In the first compost trial, several feedstock materials were compared for composting with 7.5-10 vol% of fresh chicken manure. The tested feedstock materials were wheat straw, grass clippings, poplar bark, compost and grass hay. Based on chemical characteristics, the compost with 42.5 vol% bark in the feedstock had the highest quality as soil improver.
In the second trial, the effect of the amount of chicken manure in the feedstock mixture was assessed, i.e. 10, 17 or 20 vol%. The tested feedstock materials were wheat straw, grass clippings, poplar bark, willow wood chips, and grass hay. Due to dry weather conditions, intensive follow-up of the process (e.g. regular moistening) was necessary. The second composting experiment was characterized by high temperatures over a long period, indicating that the applied feedstock mixture served as a long-term C source for the process. Results from the second composting experiment indicate that 10 vol% of fresh chicken manure is the upper limit for reducing nutrient losses and achieving a fertilizer with a sufficiently high N/P ratio.
In general, compost characteristics varied due to differences in feedstock characteristics and progress of the composting process. Besides general characteristics, cell wall components and total and plant-available P and N concentrations were measured in the composts. Availability of P was assessed in ammonium acetate extracts at pH 4.65, and in extracts of 0.25 M NaOH and 0.05 M Na2-EDTA. Based on the analysis of cell wall components of the feedstock mixture and the composts, the biodegradation potential was calculated for each of the composts.

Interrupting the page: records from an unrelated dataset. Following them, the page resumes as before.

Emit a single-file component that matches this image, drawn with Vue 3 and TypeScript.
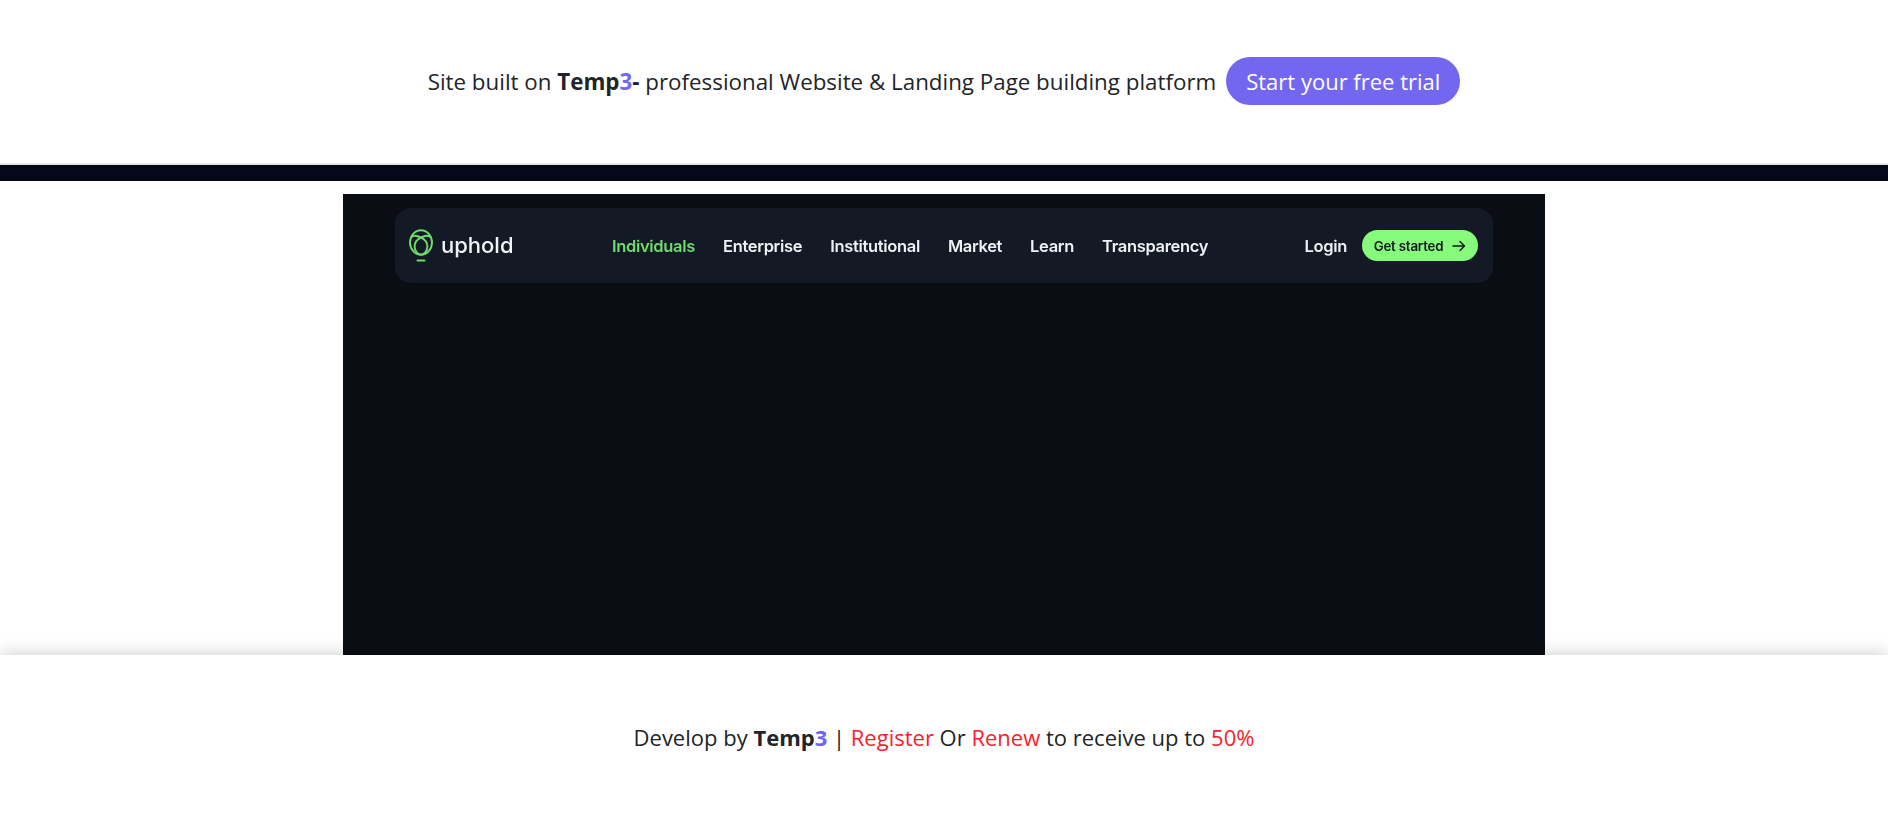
<script setup lang="ts">
const links: string[] = ['Enterprise', 'Institutional', 'Market', 'Learn', 'Transparency']
</script>

<template>
  <div class="page">
    <header class="top">
      <span class="msg">Site built on <b>Temp<i>3</i>-</b> professional Website &amp; Landing Page building platform</span>
      <a class="cta">Start your free trial</a>
    </header>
    <div class="band"></div>
    <main class="stage">
      <div class="shot">
        <nav class="nav">
          <div class="brand">
            <svg class="logo" viewBox="0 0 24 33" fill="none" stroke="#6fdc6c" stroke-width="1.9" stroke-linecap="round">
              <ellipse cx="12" cy="13.5" rx="11" ry="12.2" />
              <path d="M2.6 8C6.5 4.5 18.4 9.5 18.4 17.5C18.4 22 15 25.6 12 25.6C9 25.6 5.6 22 5.6 17.5C5.6 9.5 17.5 4.5 21.4 8" />
              <path d="M8.5 31.5h7" />
            </svg>
            <span class="word">uphold</span>
          </div>
          <div class="links">
            <a class="active">Individuals</a>
            <a v-for="l in links" :key="l">{{ l }}</a>
          </div>
          <div class="actions">
            <a>Login</a>
            <span class="started">Get started
              <svg viewBox="0 0 14 12" fill="none" stroke="#10151c" stroke-width="1.4" stroke-linecap="round" stroke-linejoin="round"><path d="M1 6h11.5M8 1.5 12.5 6 8 10.5" /></svg>
            </span>
          </div>
        </nav>
      </div>
    </main>
    <footer class="bottom">
      <span>Develop by <b>Temp<i class="alt">3</i></b> | <em>Register</em> Or <em>Renew</em> to receive up to <em>50%</em></span>
    </footer>
  </div>
</template>

<style>
html, body { margin: 0; background: #fff; }
</style>

<style scoped>
.page {
  height: 818px;
  display: flex;
  flex-direction: column;
  overflow: hidden;
  font-family: "Open Sans", sans-serif;
  font-size: 22px;
  color: #212529;
}
.top {
  flex: none;
  height: 106px;
  border-bottom: 2px solid #e6e6e6;
  display: flex;
  align-items: flex-start;
  justify-content: center;
  gap: 10px;
  padding-top: 57px;
}
.msg { line-height: 50px; font-size: 22.35px; }
b { font-weight: 700; }
i { font-style: normal; color: #7367f0; }
i.alt { color: #6c63ff; }
.cta {
  height: 48px;
  line-height: 48px;
  padding: 0 20px;
  border-radius: 24px;
  background: #7367f0;
  color: #fff;
}
.band { flex: none; height: 16px; background: #050819; }
.stage { flex: none; display: flex; justify-content: center; padding-top: 13px; }
.shot {
  width: 1202px;
  height: 461px;
  background: #0a0d14;
  padding: 14px 52px 0;
  box-sizing: border-box;
}
.nav {
  height: 75px;
  background: #141a25;
  border-radius: 16px;
  display: flex;
  align-items: center;
  padding: 0 15px 0 14px;
  font-family: "Inter", sans-serif;
  font-weight: 600;
  font-size: 16.5px;
  letter-spacing: -0.32px;
  color: #eef0f3;
  filter: blur(0.4px);
}
.brand { display: flex; align-items: center; gap: 8px; width: 203px; }
.logo { width: 24px; height: 33px; }
.word { font-weight: 500; font-size: 22px; letter-spacing: 0; color: #f0f2f4; position: relative; top: -1px; }
.links { display: flex; gap: 28px; }
.active { color: #6fdc6c; }
.actions { margin-left: auto; display: flex; align-items: center; gap: 15px; }
.started {
  width: 116px;
  height: 31px;
  border-radius: 16px;
  background: #86fb7b;
  color: #10151c;
  font-size: 13.3px;
  font-weight: 600;
  letter-spacing: -0.2px;
  display: flex;
  align-items: center;
  justify-content: center;
  gap: 9px;
}
.started svg { width: 14px; height: 12px; }
.bottom {
  flex: 1;
  display: flex;
  justify-content: center;
  align-items: center;
  background: #fff;
  box-shadow: 0 0 16px rgba(0, 0, 0, 0.22);
  position: relative;
}
em { font-style: normal; color: #f5222d; }
</style>
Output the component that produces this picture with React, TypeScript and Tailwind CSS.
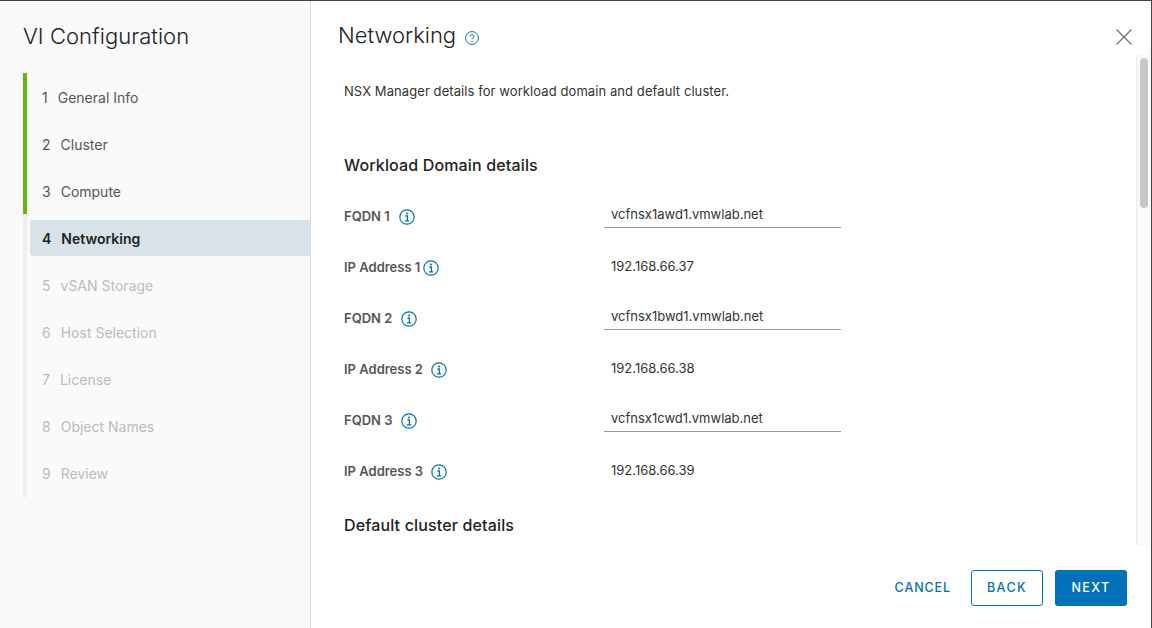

One compost from each compost trial 1 and 2 was selected for application in the field. A field trial with leek was set up to assess the P release from composts based on poultry manure, pure poultry manure and other organic fertilizers, of which some were based on manures as well.
Preliminary conclusions are that poultry manure can be recycled through composting in an organic fertilizer with optimal nutrient ratio and organic matter content. P in the poultry manure can thus be recycled when appropriate feedstock materials are selected and the amount of fresh manure is restricted.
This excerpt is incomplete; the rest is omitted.